What needs to be done: Copy all lines below containing "index".

Provided data:
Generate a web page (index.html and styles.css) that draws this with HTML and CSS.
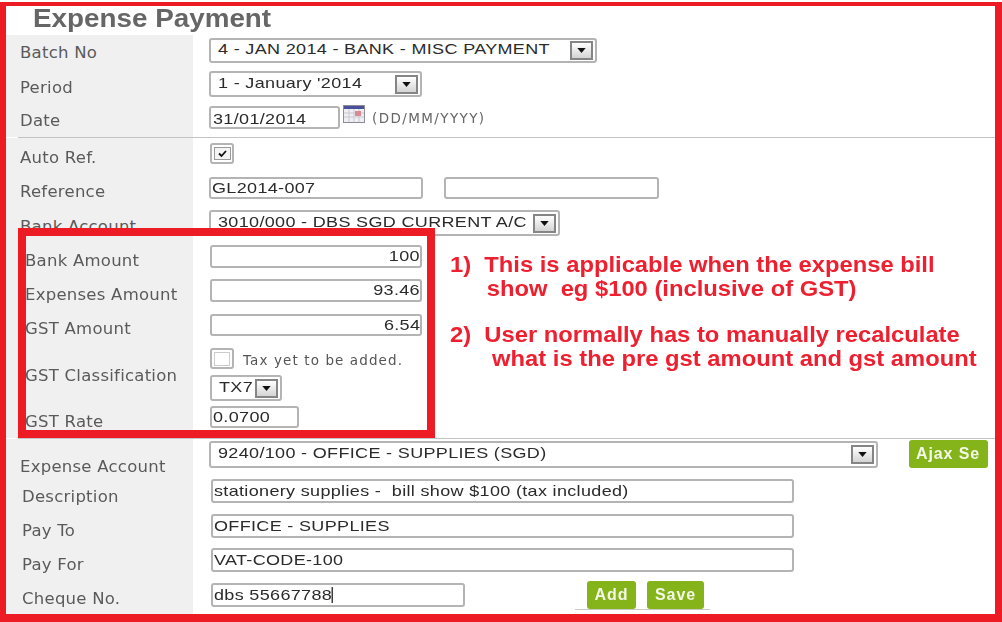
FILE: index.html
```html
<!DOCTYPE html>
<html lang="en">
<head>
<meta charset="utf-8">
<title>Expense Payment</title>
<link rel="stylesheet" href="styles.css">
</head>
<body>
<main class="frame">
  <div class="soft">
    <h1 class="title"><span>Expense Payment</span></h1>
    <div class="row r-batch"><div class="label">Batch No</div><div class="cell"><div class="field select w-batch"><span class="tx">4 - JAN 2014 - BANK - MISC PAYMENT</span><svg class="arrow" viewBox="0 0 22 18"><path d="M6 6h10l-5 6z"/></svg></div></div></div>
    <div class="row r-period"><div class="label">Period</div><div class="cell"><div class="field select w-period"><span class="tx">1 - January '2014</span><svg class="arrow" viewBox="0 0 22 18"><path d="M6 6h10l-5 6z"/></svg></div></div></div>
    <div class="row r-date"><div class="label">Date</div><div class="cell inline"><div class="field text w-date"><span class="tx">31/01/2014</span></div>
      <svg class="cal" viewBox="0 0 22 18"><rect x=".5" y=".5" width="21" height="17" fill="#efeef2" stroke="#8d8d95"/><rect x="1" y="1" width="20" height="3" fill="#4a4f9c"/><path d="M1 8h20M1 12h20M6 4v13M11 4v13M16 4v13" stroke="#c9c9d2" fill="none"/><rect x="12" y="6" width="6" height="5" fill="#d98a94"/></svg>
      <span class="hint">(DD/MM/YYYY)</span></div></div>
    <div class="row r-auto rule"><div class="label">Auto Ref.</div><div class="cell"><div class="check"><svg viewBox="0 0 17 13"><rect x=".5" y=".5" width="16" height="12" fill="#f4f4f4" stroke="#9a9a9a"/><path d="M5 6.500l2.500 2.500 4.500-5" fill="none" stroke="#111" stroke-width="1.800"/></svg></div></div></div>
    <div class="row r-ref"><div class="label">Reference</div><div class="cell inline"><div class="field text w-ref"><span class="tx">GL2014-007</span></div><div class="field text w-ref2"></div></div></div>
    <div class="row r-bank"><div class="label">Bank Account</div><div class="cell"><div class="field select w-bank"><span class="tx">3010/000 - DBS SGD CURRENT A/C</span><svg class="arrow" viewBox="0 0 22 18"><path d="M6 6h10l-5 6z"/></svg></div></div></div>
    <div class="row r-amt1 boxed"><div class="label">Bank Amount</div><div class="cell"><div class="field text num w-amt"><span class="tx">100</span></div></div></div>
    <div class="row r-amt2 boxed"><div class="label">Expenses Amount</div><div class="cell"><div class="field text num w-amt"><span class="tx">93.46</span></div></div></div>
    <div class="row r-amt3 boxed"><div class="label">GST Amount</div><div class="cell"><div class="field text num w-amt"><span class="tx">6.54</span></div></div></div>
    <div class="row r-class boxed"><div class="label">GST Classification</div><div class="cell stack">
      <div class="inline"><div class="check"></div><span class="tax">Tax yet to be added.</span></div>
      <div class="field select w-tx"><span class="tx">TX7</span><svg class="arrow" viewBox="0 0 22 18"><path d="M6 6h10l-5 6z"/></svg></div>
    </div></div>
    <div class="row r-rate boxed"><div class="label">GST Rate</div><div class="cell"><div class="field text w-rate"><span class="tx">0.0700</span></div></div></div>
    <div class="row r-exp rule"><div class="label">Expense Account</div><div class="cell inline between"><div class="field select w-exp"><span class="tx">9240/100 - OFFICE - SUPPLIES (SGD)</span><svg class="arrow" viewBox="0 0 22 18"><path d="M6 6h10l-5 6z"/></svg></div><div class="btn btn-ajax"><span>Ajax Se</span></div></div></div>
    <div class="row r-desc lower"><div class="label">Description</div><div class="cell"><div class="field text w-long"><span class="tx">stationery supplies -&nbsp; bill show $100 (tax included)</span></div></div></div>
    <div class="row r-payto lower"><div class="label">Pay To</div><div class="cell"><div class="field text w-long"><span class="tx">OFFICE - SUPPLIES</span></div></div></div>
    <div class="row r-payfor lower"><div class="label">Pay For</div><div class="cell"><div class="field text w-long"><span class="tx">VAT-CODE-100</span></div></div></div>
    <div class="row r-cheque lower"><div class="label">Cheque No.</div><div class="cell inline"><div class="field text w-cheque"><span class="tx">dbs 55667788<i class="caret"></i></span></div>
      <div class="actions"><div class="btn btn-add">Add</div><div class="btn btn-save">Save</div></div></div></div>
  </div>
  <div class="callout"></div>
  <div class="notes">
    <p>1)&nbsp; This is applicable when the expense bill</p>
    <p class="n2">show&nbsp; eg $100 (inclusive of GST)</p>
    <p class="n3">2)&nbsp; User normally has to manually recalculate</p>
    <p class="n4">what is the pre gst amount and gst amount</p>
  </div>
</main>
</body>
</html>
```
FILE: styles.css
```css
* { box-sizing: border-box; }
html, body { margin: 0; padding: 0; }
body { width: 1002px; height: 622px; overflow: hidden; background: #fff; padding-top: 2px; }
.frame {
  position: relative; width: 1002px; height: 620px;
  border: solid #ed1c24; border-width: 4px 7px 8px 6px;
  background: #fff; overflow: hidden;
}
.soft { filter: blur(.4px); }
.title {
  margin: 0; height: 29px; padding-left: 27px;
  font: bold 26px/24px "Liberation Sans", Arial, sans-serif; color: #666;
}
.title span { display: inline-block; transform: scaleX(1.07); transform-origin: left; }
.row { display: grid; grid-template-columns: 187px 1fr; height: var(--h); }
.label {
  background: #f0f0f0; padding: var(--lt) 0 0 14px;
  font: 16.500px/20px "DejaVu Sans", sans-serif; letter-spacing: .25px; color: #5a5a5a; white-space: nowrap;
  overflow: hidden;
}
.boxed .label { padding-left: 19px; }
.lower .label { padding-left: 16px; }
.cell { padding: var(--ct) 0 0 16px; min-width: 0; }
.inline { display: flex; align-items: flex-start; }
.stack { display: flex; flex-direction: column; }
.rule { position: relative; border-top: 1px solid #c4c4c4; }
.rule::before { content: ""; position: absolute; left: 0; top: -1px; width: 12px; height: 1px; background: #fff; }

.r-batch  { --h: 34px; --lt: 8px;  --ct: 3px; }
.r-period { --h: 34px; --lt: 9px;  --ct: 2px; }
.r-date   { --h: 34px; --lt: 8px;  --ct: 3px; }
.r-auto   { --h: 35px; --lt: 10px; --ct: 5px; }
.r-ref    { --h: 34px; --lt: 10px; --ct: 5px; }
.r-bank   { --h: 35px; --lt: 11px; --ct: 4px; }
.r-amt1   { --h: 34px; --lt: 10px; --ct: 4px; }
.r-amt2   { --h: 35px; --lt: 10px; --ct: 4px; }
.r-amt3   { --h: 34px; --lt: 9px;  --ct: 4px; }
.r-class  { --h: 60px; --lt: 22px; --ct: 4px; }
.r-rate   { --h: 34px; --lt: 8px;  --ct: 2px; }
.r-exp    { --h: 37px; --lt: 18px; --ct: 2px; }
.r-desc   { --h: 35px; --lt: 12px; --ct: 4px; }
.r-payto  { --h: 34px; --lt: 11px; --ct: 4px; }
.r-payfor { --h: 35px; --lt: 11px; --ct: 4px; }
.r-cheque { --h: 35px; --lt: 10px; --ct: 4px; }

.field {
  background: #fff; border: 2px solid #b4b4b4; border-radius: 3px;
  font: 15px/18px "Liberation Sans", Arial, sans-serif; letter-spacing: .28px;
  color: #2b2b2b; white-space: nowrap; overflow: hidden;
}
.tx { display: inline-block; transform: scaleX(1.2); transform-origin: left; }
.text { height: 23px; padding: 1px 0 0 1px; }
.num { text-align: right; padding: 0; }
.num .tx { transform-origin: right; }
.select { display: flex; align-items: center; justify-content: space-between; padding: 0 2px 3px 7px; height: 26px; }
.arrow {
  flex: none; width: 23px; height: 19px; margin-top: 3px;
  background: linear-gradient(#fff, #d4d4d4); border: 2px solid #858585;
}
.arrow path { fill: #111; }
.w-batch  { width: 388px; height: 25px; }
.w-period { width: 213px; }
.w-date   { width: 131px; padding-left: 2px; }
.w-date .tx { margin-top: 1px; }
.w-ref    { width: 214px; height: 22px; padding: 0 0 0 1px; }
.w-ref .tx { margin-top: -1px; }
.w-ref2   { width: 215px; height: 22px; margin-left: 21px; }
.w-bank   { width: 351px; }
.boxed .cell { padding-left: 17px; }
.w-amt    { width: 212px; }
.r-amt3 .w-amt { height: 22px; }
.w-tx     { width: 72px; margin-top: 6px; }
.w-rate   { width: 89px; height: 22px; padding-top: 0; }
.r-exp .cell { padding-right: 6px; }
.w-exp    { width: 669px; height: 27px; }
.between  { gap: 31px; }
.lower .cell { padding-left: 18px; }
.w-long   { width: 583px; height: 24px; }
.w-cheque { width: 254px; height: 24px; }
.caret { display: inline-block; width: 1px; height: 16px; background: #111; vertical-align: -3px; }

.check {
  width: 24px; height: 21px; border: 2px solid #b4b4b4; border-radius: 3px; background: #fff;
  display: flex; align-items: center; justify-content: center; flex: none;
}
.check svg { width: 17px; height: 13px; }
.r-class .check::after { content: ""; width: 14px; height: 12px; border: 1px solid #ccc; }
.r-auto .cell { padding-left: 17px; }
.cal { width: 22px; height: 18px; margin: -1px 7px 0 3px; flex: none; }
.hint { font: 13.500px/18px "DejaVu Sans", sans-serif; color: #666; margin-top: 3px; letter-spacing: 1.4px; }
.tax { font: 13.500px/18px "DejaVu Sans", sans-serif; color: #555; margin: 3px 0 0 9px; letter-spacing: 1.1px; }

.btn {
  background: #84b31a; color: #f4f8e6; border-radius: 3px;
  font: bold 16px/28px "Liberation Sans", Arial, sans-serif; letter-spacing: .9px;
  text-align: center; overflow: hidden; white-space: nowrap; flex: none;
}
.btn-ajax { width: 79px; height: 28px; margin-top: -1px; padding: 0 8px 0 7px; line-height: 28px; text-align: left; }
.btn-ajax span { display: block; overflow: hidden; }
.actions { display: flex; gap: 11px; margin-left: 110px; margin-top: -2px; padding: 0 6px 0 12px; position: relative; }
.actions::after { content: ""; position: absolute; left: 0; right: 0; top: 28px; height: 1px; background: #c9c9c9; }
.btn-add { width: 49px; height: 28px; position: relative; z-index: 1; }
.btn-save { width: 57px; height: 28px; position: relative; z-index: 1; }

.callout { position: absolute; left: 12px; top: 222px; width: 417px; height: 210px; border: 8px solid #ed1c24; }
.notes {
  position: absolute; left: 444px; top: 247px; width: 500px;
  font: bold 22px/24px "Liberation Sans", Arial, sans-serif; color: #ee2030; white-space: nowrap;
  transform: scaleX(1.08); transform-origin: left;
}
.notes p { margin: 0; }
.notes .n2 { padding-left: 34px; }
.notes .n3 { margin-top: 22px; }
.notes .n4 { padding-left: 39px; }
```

Written answer:
Generate a web page (index.html and styles.css) that draws this with HTML and CSS.
FILE: index.html
.btn-add { width: 49px; height: 28px; position: relative; z-index: 1; }
.btn-save { width: 57px; height: 28px; position: relative; z-index: 1; }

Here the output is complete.